Finita Causa Cessat Efectus?

por Artur Baptista da Silva 

A União Europeia (U.E.) corre o sério risco de se tornar um embuste civilizacional. 

Na sua constituição foram anunciadas fórmulas paradigmáticas de construção de uma nova filosofia de coexistência supranacional (convivência entre os povos baseada no primado da solidariedade interactiva; uma nova cidadania sem barreiras, consubstanciada numa identidade europeia). 

A realidade actual apresenta-nos uma U.E. que se limita a pouco mais do que dirigir um enorme espaço territorial de comércio livre, prioritariamente ao serviço dos grandes grupos de interesses, não sufragados, em que os direitos individuais e colectivos mais legítimos sofrem atropelos e atentados. 

Os tecnocratas de Bruxelas, sem rosto nem legitimidade, opor-se-ão a um relacionamento democrático dos Estados membros, bem assim como a qualquer projecto inspirado por uma cidadania activa e solidária. Combaterão, sem dar tréguas, a convergência social, económica e financeira : salários, encargos sociais, horários de trabalho, reforma da política fiscal no sentido da sua federalização, a tributação das grandes fortunas, bancos e grupos económicos multinacionais, ou ainda a criação de uma entidade de supervisão bancária europeia. 

A zona euro entrou em ruptura. A Grécia acabará falida e a Espanha e a Itália ( quarta maior dívida mundial), já nas garras dos famigerados “mercados”, estão em zona de risco de insolvência.

A única política imposta pelos governantes europeus resume-se numa palavra : austeridade! 

Desde a crise global dos subprime (2008), causada pela ganância irresponsável dos banqueiros americanos com a conivência activa e cúmplice dos banqueiros europeus, que 28 milhões de novos desempregados se registaram, atingindo já os 50 milhões de pessoas a massa total dos “sem emprego”. 

Esta crise veio acentuar a importância da economia real. A U.E. deverá retomar, sem delongas, a via do reforço da industrialização, sob pena de sucumbir à investida das economias emergentes. 

Só assim vencerá a crise da dívida soberana, dos défices orçamentais e da recessão económica. 

A U.E. representa um mercado de 500 milhões de cidadãos, 20 milhões de empresas e mais de 200 milhões de trabalhadores qualificados. Esta rede económica pode consolidar-se através do engenho e arte dos povos europeus. 
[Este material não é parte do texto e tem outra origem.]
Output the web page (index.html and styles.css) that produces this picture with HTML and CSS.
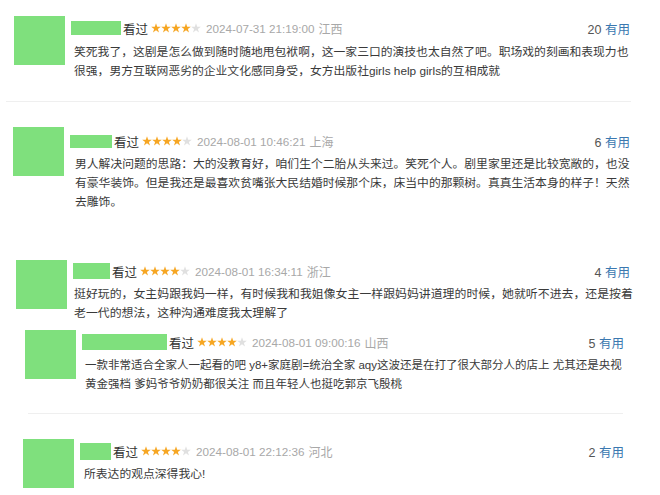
FILE: index.html
```html
<!DOCTYPE html>
<html lang="zh-CN">
<head>
<meta charset="utf-8">
<title>短评</title>
<link rel="stylesheet" href="styles.css">
</head>
<body>
<div class="list">

  <div class="comment c1">
    <div class="avatar"></div>
    <div class="body">
      <div class="meta">
        <span class="name n1"></span>
        <span class="watched">看过</span>
        <svg class="stars" width="50" height="10" viewBox="0 0 50 10"><g class="on"><polygon points="5,0.3 6.2,3.7 9.8,3.7 6.9,5.9 8,9.5 5,7.3 2,9.5 3.1,5.9 0.2,3.7 3.8,3.7"/><polygon transform="translate(10 0)" points="5,0.3 6.2,3.7 9.8,3.7 6.9,5.9 8,9.5 5,7.3 2,9.5 3.1,5.9 0.2,3.7 3.8,3.7"/><polygon transform="translate(20 0)" points="5,0.3 6.2,3.7 9.8,3.7 6.9,5.9 8,9.5 5,7.3 2,9.5 3.1,5.9 0.2,3.7 3.8,3.7"/><polygon transform="translate(30 0)" points="5,0.3 6.2,3.7 9.8,3.7 6.9,5.9 8,9.5 5,7.3 2,9.5 3.1,5.9 0.2,3.7 3.8,3.7"/></g><polygon class="off" transform="translate(40 0)" points="5,0.3 6.2,3.7 9.8,3.7 6.9,5.9 8,9.5 5,7.3 2,9.5 3.1,5.9 0.2,3.7 3.8,3.7"/></svg>
        <span class="time">2024-07-31 21:19:00</span>
        <span class="loc">江西</span>
        <span class="votes"><span class="count">20</span> <span class="useful">有用</span></span>
      </div>
      <p class="text t1">笑死我了，这剧是怎么做到随时随地甩包袱啊，这一家三口的演技也太自然了吧。职场戏的刻画和表现力也<br>很强，男方互联网恶劣的企业文化感同身受，女方出版社girls help girls的互相成就</p>
    </div>
  </div>

  <div class="divider d1"></div>

  <div class="comment c2">
    <div class="avatar"></div>
    <div class="body">
      <div class="meta">
        <span class="name n2"></span>
        <span class="watched">看过</span>
        <svg class="stars" width="50" height="10" viewBox="0 0 50 10"><g class="on"><polygon points="5,0.3 6.2,3.7 9.8,3.7 6.9,5.9 8,9.5 5,7.3 2,9.5 3.1,5.9 0.2,3.7 3.8,3.7"/><polygon transform="translate(10 0)" points="5,0.3 6.2,3.7 9.8,3.7 6.9,5.9 8,9.5 5,7.3 2,9.5 3.1,5.9 0.2,3.7 3.8,3.7"/><polygon transform="translate(20 0)" points="5,0.3 6.2,3.7 9.8,3.7 6.9,5.9 8,9.5 5,7.3 2,9.5 3.1,5.9 0.2,3.7 3.8,3.7"/><polygon transform="translate(30 0)" points="5,0.3 6.2,3.7 9.8,3.7 6.9,5.9 8,9.5 5,7.3 2,9.5 3.1,5.9 0.2,3.7 3.8,3.7"/></g><polygon class="off" transform="translate(40 0)" points="5,0.3 6.2,3.7 9.8,3.7 6.9,5.9 8,9.5 5,7.3 2,9.5 3.1,5.9 0.2,3.7 3.8,3.7"/></svg>
        <span class="time">2024-08-01 10:46:21</span>
        <span class="loc">上海</span>
        <span class="votes"><span class="count">6</span> <span class="useful">有用</span></span>
      </div>
      <p class="text t2">男人解决问题的思路：大的没教育好，咱们生个二胎从头来过。笑死个人。剧里家里还是比较宽敞的，也没<br>有豪华装饰。但是我还是最喜欢贫嘴张大民结婚时候那个床，床当中的那颗树。真真生活本身的样子！天然<br>去雕饰。</p>
    </div>
  </div>

  <div class="comment c3">
    <div class="avatar"></div>
    <div class="body">
      <div class="meta">
        <span class="name n3"></span>
        <span class="watched">看过</span>
        <svg class="stars" width="50" height="10" viewBox="0 0 50 10"><g class="on"><polygon points="5,0.3 6.2,3.7 9.8,3.7 6.9,5.9 8,9.5 5,7.3 2,9.5 3.1,5.9 0.2,3.7 3.8,3.7"/><polygon transform="translate(10 0)" points="5,0.3 6.2,3.7 9.8,3.7 6.9,5.9 8,9.5 5,7.3 2,9.5 3.1,5.9 0.2,3.7 3.8,3.7"/><polygon transform="translate(20 0)" points="5,0.3 6.2,3.7 9.8,3.7 6.9,5.9 8,9.5 5,7.3 2,9.5 3.1,5.9 0.2,3.7 3.8,3.7"/><polygon transform="translate(30 0)" points="5,0.3 6.2,3.7 9.8,3.7 6.9,5.9 8,9.5 5,7.3 2,9.5 3.1,5.9 0.2,3.7 3.8,3.7"/></g><polygon class="off" transform="translate(40 0)" points="5,0.3 6.2,3.7 9.8,3.7 6.9,5.9 8,9.5 5,7.3 2,9.5 3.1,5.9 0.2,3.7 3.8,3.7"/></svg>
        <span class="time">2024-08-01 16:34:11</span>
        <span class="loc">浙江</span>
        <span class="votes"><span class="count">4</span> <span class="useful">有用</span></span>
      </div>
      <p class="text t3">挺好玩的，女主妈跟我妈一样，有时候我和我姐像女主一样跟妈妈讲道理的时候，她就听不进去，还是按着<br>老一代的想法，这种沟通难度我太理解了</p>
    </div>
  </div>

  <div class="comment c4">
    <div class="avatar"></div>
    <div class="body">
      <div class="meta">
        <span class="name n4"></span>
        <span class="watched">看过</span>
        <svg class="stars" width="50" height="10" viewBox="0 0 50 10"><g class="on"><polygon points="5,0.3 6.2,3.7 9.8,3.7 6.9,5.9 8,9.5 5,7.3 2,9.5 3.1,5.9 0.2,3.7 3.8,3.7"/><polygon transform="translate(10 0)" points="5,0.3 6.2,3.7 9.8,3.7 6.9,5.9 8,9.5 5,7.3 2,9.5 3.1,5.9 0.2,3.7 3.8,3.7"/><polygon transform="translate(20 0)" points="5,0.3 6.2,3.7 9.8,3.7 6.9,5.9 8,9.5 5,7.3 2,9.5 3.1,5.9 0.2,3.7 3.8,3.7"/><polygon transform="translate(30 0)" points="5,0.3 6.2,3.7 9.8,3.7 6.9,5.9 8,9.5 5,7.3 2,9.5 3.1,5.9 0.2,3.7 3.8,3.7"/></g><polygon class="off" transform="translate(40 0)" points="5,0.3 6.2,3.7 9.8,3.7 6.9,5.9 8,9.5 5,7.3 2,9.5 3.1,5.9 0.2,3.7 3.8,3.7"/></svg>
        <span class="time">2024-08-01 09:00:16</span>
        <span class="loc">山西</span>
        <span class="votes"><span class="count">5</span> <span class="useful">有用</span></span>
      </div>
      <p class="text t4">一款非常适合全家人一起看的吧 y8+家庭剧=统治全家 aqy这波还是在打了很大部分人的店上 尤其还是央视<br>黄金强档 爹妈爷爷奶奶都很关注 而且年轻人也挺吃郭京飞殷桃</p>
    </div>
  </div>

  <div class="divider d2"></div>

  <div class="comment c5">
    <div class="avatar"></div>
    <div class="body">
      <div class="meta">
        <span class="name n5"></span>
        <span class="watched">看过</span>
        <svg class="stars" width="50" height="10" viewBox="0 0 50 10"><g class="on"><polygon points="5,0.3 6.2,3.7 9.8,3.7 6.9,5.9 8,9.5 5,7.3 2,9.5 3.1,5.9 0.2,3.7 3.8,3.7"/><polygon transform="translate(10 0)" points="5,0.3 6.2,3.7 9.8,3.7 6.9,5.9 8,9.5 5,7.3 2,9.5 3.1,5.9 0.2,3.7 3.8,3.7"/><polygon transform="translate(20 0)" points="5,0.3 6.2,3.7 9.8,3.7 6.9,5.9 8,9.5 5,7.3 2,9.5 3.1,5.9 0.2,3.7 3.8,3.7"/><polygon transform="translate(30 0)" points="5,0.3 6.2,3.7 9.8,3.7 6.9,5.9 8,9.5 5,7.3 2,9.5 3.1,5.9 0.2,3.7 3.8,3.7"/></g><polygon class="off" transform="translate(40 0)" points="5,0.3 6.2,3.7 9.8,3.7 6.9,5.9 8,9.5 5,7.3 2,9.5 3.1,5.9 0.2,3.7 3.8,3.7"/></svg>
        <span class="time">2024-08-01 22:12:36</span>
        <span class="loc">河北</span>
        <span class="votes"><span class="count">2</span> <span class="useful">有用</span></span>
      </div>
      <p class="text t5">所表达的观点深得我心!</p>
    </div>
  </div>

</div>
</body>
</html>
```

FILE: styles.css
```css
html, body {
  margin: 0;
  padding: 0;
  background: #ffffff;
}

body {
  width: 660px;
  height: 495px;
  overflow: hidden;
  font-family: "Liberation Sans", "Noto Sans CJK SC", sans-serif;
  color: #333333;
}

.list {
  display: flex;
  flex-direction: column;
}

.comment {
  display: flex;
  align-items: flex-start;
  gap: 6px;
}

.avatar {
  flex: none;
  width: 51px;
  height: 49px;
  background: #7fe07d;
}

.body {
  flex: 1;
  min-width: 0;
}

.meta {
  display: flex;
  align-items: center;
  height: 24px;
  font-size: 12.5px;
}

.name {
  display: block;
  height: 15px;
  background: #7fe07d;
  margin-right: 2px;
}

.n1 { width: 50px; height: 14px; }
.n2 { width: 42px; height: 13px; }
.n3 { width: 37px; height: 16px; }
.n4 { width: 85px; height: 16px; }
.n5 { width: 31px; height: 17px; }

.watched {
  color: #333333;
  margin-right: 3px;
}

.stars {
  display: block;
  flex: none;
  width: 50px;
  height: 10px;
  margin-right: 5px;
}

.stars .on polygon { fill: #f6a623; }
.stars .off { fill: #e0e0e0; }

.time {
  color: #a8a8a8;
  font-size: 11.7px;
  margin-right: 4px;
}

.loc {
  color: #a8a8a8;
  font-size: 12px;
}

.votes {
  margin-left: auto;
  font-size: 12.5px;
  color: #555555;
}

.useful {
  color: #3a78b0;
}

.text {
  margin: 2px 0 0 0;
  line-height: 19px;
  white-space: nowrap;
  color: #3a3a3a;
}

.t1 { font-size: 11.8px; margin-top: 3px; padding-left: 3px; }
.t2 { font-size: 11.8px; padding-left: 5px; }
.t3 { font-size: 11.9px; padding-left: 1px; }
.t4 { font-size: 11.5px; padding-left: 3px; }
.t5 { font-size: 11.8px; padding-left: 4px; }

.c1 { margin-top: 16px; padding: 0 30px 0 14px; }
.c2 { margin-top: 25px; padding: 0 30px 0 13px; }
.c3 { margin-top: 48px; padding: 0 30px 0 16px; }
.c4 { margin-top: 7px; padding: 0 36px 0 25px; }
.c5 { margin-top: 25px; padding: 0 36px 0 23px; }

.c2 .meta { margin-top: 2px; }
.c3 .meta { margin-top: -1px; }

.divider {
  height: 1px;
  background: #efefef;
}

.d1 { margin: 20px 29px 0 6px; }
.d2 { margin: 19px 37px 0 28px; }
```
Cultura, arte, conhecimento, clusters tecnológicos, povos com tradições e costumes milenários continuam a constituir uma plataforma determinante e indispensável para o crescimento sustentado da humanidade. 

Para que a U.E. dos povos, no respeito solidário pelas diferenças sociais e idiossincráticas, seja salvaguardada é, pois, indispensável respeitar os valores humanistas que presidiram à sua génese.

Falando, por último, de Portugal é chegado o momento de exigir politicamente as contrapartidas às duras condições impostas ao povo português, no exagero da aplicação de uma terapêutica de cega austeridade que tem acentuado todas as vertentes das patologias macroeconómicas e sociais diagnosticadas. 

É tempo, pois, de os dirigentes europeus, que tanto têm elogiado o reverencial comportamento dos portugueses, sujeitos a situações de carência social, em que até os seus direitos elementares de cidadania têm sido postos em causa, demonstrarem activamente a sua solidariedade, com a assunção de decisões políticas corretoras dos desvios sócio-económicos que vêm destruindo a economia portuguesa, obviando, inclusive, a que todo o processo de resgate venha a ser posto em causa!